How's everyone else doing?

Soundwave- 10-21-2016 01:25 AM

Re: The Project Euler thread
 
I've considered picking back up PE just so I can claim this thread as my stomping grounds. I don't find most of PE to really be conducive to the kind of practice I find useful, but I've recently been rusting up in programming mostly due to not having time on my hands for more involved things, so it might be worth picking this back up.

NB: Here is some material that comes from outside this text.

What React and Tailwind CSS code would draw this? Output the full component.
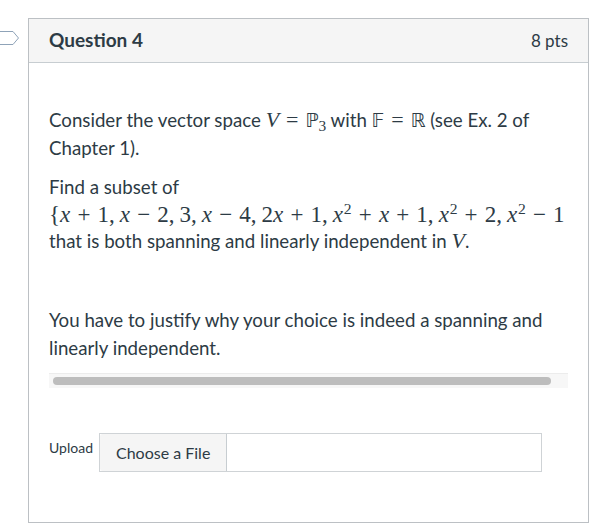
import React from 'react';

// KaTeX-ish pieces
const M = ({ children, className = '' }) => (
  <span className={`font-['Liberation_Serif','DejaVu_Serif',serif] ${className}`}>{children}</span>
);
const I = ({ children }) => <span className="italic">{children}</span>;
const Op = ({ c }) => <span className="mx-[0.31em]">{c}</span>;
const Cm = () => <span className="mr-[0.22em]">,</span>;
const Sq = () => <sup className="text-[0.68em] ml-[0.05em]">2</sup>;
const DS = ({ c }) => <span className="font-['DejaVu_Sans',sans-serif] text-[0.86em]">{c}</span>;

const TagMarker = () => (
  <svg width="20" height="14" viewBox="0 0 20 14" className="mt-[13px] shrink-0">
    <path d="M-2 0.5 H13 L18.5 7 L13 13.5 H-2 Z" fill="#fff" stroke="#8fa3b8" strokeWidth="1" />
  </svg>
);

export default function App() {
  return (
    <div className="w-[605px] h-[525px] bg-white flex items-start pt-[18px] font-['Lato','Noto_Sans',sans-serif] text-[#2d3b45]">
      <TagMarker />
      <div className="ml-[8px] w-[561px] h-[505px] border border-[#bcc0c4] flex flex-col">
        {/* header */}
        <div className="h-[44px] shrink-0 bg-[#f5f5f5] border-b border-[#c7cdd1] flex items-center justify-between px-[20px]">
          <span className="text-[19px] font-bold">Question 4</span>
          <span className="text-[17px]">8 pts</span>
        </div>

        {/* body */}
        <div className="px-[20px] pt-[43px] text-[18.7px] leading-[28px]">
          <p>
            Consider the vector space{' '}
            <M className="text-[22px]">
              <I>V</I>
              <Op c="=" />
              <DS c="ℙ" />
              <sub className="text-[0.7em]">3</sub>
            </M>{' '}
            with{' '}
            <M className="text-[22px]">
              <DS c="𝔽" />
              <Op c="=" />
              <DS c="ℝ" />
            </M>{' '}
            (see Ex. 2 of
            <br />
            Chapter 1).
          </p>

          <div className="mt-[11px]">
            <p>Find a subset of</p>
            {/* wide formula, overflows the content box like the original */}
            <div className="h-[26px] leading-[25px] overflow-hidden whitespace-nowrap text-[23px]">
              <M>
                {'{'}
                <I>x</I>
                <Op c="+" />1<Cm />
                <I>x</I>
                <Op c="−" />2<Cm />3<Cm />
                <I>x</I>
                <Op c="−" />4<Cm />2<I>x</I>
                <Op c="+" />1<Cm />
                <I>x</I>
                <Sq />
                <Op c="+" />
                <I>x</I>
                <Op c="+" />1<Cm />
                <I>x</I>
                <Sq />
                <Op c="+" />2<Cm />
                <I>x</I>
                <Sq />
                <Op c="−" />1<span className="ml-[0.3em]">{'}'}</span>
              </M>
            </div>
            <p>
              that is both spanning and linearly independent in{' '}
              <M className="text-[22px]">
                <I>V</I>
              </M>
              .
            </p>
          </div>

          <p className="mt-[51px]">
            You have to justify why your choice is indeed a spanning and
            <br />
            linearly independent.
          </p>

          {/* horizontal scroll strip */}
          <div className="mt-[11px] h-[15px] bg-[#f7f7f7] border-t border-[#ececec] pt-[3px] pl-[4px]">
            <div className="h-[8px] w-[498px] rounded-full bg-[#bdbdbd]" />
          </div>

          {/* upload */}
          <div className="mt-[45px] flex items-start gap-[6px]">
            <span className="mt-[5px] text-[14px] leading-[20px]">Upload</span>
            <div className="w-[443px] h-[39px] border border-[#cfd3d6] flex">
              <button className="h-full px-[16px] bg-[#f5f5f5] border-r border-[#c7cdd1] rounded-l-[3px] text-[16px] text-[#2d3b45]">
                Choose a File
              </button>
            </div>
          </div>
        </div>
      </div>
    </div>
  );
}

infinigon 10-21-2016 07:09 PM

Re: The Project Euler thread
 
Quote:

Originally Posted by Soundwave- (Post 4486525)
I've considered picking back up PE just so I can claim this thread as my stomping grounds. I don't find most of PE to really be conducive to the kind of practice I find useful, but I've recently been rusting up in programming mostly due to not having time on my hands for more involved things, so it might be worth picking this back up.

Yes, do it!

infinigon 10-25-2016 09:56 AM

Re: The Project Euler thread
 


Turned out to be pretty straightforward. Moving on! 157 next.

EDIT:



I'll take it. Done 158 ages ago, 159 next...

EDIT:



Well that was quick.

leonid 06-5-2017 01:04 PM

Re: The Project Euler thread
 
A reminder that this exists

Soundwave- 06-5-2017 05:45 PM

Re: The Project Euler thread
 
Damn I should get back into this. I've been kinda upset with my algorithmic deficiency lately while not accepting the fact that it means that I should like... you know, practice.

choof 09-30-2020 11:30 AM

Re: The Project Euler thread
 
legitimately have no fucking clue why i was trying to teach myself basic

mi40 09-30-2020 05:27 PM

Re: The Project Euler thread
 
Quote:

Originally Posted by choof (Post 4744206)
legitimately have no fucking clue why i was trying to teach myself basic


DaBackpack 09-30-2020 06:16 PM

Re: The Project Euler thread
 
Oh yeah, I was gonna start this eventually

HBar 10-2-2020 02:23 AM

Re: The Project Euler thread
 
Just found my account from 12 years ago, I had 133 out of the first 206 problems but I've probably forgotten how to do most of the clever ones.